[Front-end source files]
------------------------

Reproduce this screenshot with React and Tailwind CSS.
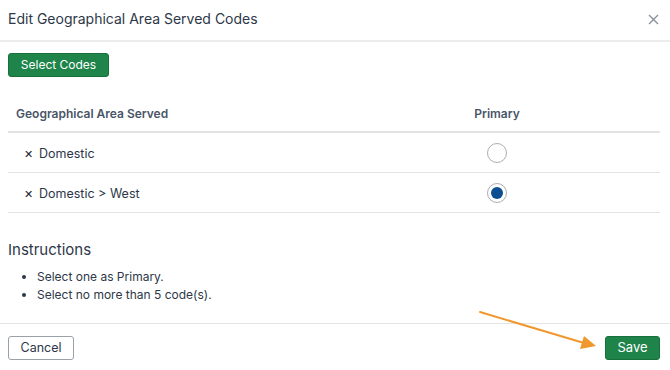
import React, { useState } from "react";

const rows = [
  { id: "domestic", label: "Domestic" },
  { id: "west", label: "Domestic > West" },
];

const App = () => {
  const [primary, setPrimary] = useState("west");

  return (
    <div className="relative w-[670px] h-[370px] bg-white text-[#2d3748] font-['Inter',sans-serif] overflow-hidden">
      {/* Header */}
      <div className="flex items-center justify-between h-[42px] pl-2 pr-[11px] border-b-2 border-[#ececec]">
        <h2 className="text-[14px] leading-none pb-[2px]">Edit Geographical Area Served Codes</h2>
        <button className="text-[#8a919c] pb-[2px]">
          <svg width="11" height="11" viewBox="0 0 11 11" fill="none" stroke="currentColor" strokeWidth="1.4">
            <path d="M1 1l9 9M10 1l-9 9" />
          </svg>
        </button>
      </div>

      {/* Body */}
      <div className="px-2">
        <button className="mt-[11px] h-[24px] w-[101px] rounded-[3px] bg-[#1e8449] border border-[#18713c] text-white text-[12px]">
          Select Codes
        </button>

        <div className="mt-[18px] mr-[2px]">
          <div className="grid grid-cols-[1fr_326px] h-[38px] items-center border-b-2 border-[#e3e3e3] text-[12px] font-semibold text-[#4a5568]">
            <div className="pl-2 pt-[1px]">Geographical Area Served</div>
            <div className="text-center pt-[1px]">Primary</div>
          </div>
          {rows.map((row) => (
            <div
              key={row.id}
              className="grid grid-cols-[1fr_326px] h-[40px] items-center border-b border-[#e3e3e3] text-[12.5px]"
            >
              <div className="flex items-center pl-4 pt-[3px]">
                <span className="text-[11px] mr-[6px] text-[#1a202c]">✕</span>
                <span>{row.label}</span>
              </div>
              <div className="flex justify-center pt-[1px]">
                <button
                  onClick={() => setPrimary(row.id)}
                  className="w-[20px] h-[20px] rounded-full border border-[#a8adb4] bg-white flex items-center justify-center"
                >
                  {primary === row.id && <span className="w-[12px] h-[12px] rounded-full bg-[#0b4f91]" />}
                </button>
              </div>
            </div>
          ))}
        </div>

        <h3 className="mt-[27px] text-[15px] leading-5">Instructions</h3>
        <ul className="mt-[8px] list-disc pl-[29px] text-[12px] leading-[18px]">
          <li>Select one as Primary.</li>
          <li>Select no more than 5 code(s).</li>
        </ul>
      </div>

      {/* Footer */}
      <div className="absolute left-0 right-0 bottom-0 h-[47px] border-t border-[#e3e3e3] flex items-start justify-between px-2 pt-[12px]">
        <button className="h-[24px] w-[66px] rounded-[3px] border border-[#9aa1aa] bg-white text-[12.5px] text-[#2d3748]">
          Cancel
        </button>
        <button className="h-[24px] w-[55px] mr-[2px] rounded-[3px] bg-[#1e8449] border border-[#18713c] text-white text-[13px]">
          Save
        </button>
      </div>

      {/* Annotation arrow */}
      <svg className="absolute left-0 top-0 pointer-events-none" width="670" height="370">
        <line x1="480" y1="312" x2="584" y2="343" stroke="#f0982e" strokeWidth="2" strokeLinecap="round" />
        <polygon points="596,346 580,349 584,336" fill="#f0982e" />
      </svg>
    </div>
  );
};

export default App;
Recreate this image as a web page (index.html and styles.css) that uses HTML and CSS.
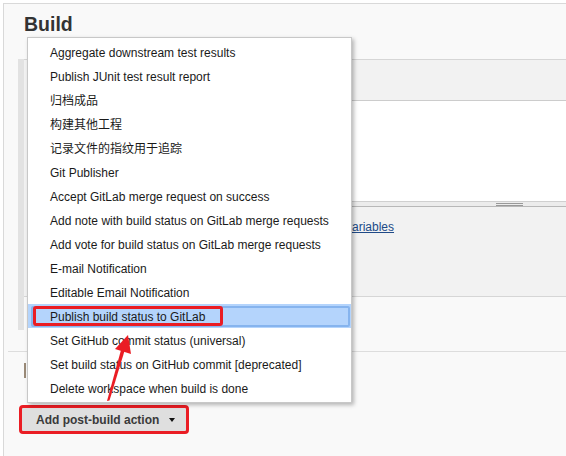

------------------------

Given exercise
The lines from the start of the data through the line that contains "const [primary, setPrimary]" are to be returned exactly, please, with both ends included and every picture left out.

Task answer
Reproduce this screenshot with React and Tailwind CSS.
import React, { useState } from "react";

const rows = [
  { id: "domestic", label: "Domestic" },
  { id: "west", label: "Domestic > West" },
];

const App = () => {
  const [primary, setPrimary] = useState("west");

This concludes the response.